Tour Group vs. Individual Travel: Plusses: You hang with a large group of adults and kids who share your story. There’s always someone fun around to talk to or play with. All details are planned for you – just get to China and they’ll do all the rest. Minuses: The tour moves FAST, so you are constantly flying here and there and checking in and out of hotels and then you’ll find yourself waiting, because it takes some doing to get a group of 35 people from Point A to Point B. Summary: Knowing what I know, I’d still choose the tour every single time for the girls’ first visit to China. There is no way we could have seen as much as we saw in 12 days left to our own devices, they opened doors that would not have been open to us (CCCWA for example), and all of the kids enjoyed the heck out of each other. You’re Still in Control of Parental Decisions: Just because you’re on a group tour doesn’t mean you don’t have any control. It’s easy to opt-out of activities if you need to. If the kids are running on empty and can no longer form coherent sentences, well shoot, skip that dark late 8pm-10pm show and get your kiddo in bed. We did it twice, and it saved our sanity and turned our girls back into their “normal” feisty selves. Length of Tour: Twelve days was just about perfect for the tour, in our opinion. It was fast-paced, but we saw a lot and we weren’t away from home for so long that the kids (or adults) permanently melted down.



Water: Everyone knows you can’t drink the water in China. But it’s hard to break 40+ year old habits. So as soon as we got in a hotel room we draped a washcloth over the faucet to serve as a visual reminder “Hey genius, don’t use this.” We’d have the girls brush their teeth in a glass holding some bottled water or boiled water (if we got to the room early enough). And that’s all I ever drank, by the way, bottled water (with a cup of black tea in the morning). My husband drank bottled water and a little beer. Hardly anyone sold his beloved Diet Coke, so he just had to suffer through that one.

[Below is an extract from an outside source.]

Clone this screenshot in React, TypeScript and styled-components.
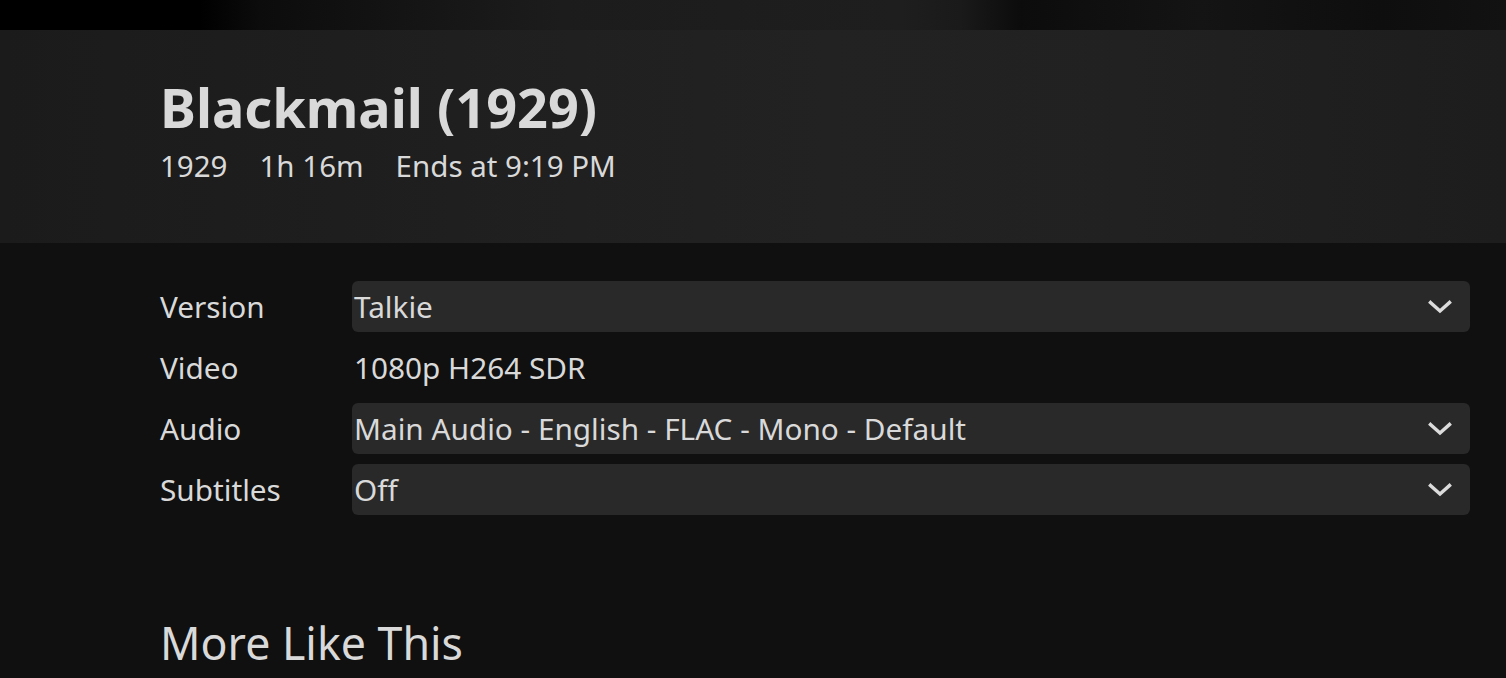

What Surprised Me: I expected that the Great Wall would be phenomenal again, and it was. I knew the pandas would delight. But I was surprised at how much we all enjoyed riding bikes on the Ancient Wall in Xi’an, strolling Jinli Street and Bamboo Park in Chengdu, doing the Guilin river cruise, and experiencing the neat city of Yangshuo.



Honestly though, we couldn’t have asked for a better experience, and if someone told me I could repeat it exactly – I’d sign right up.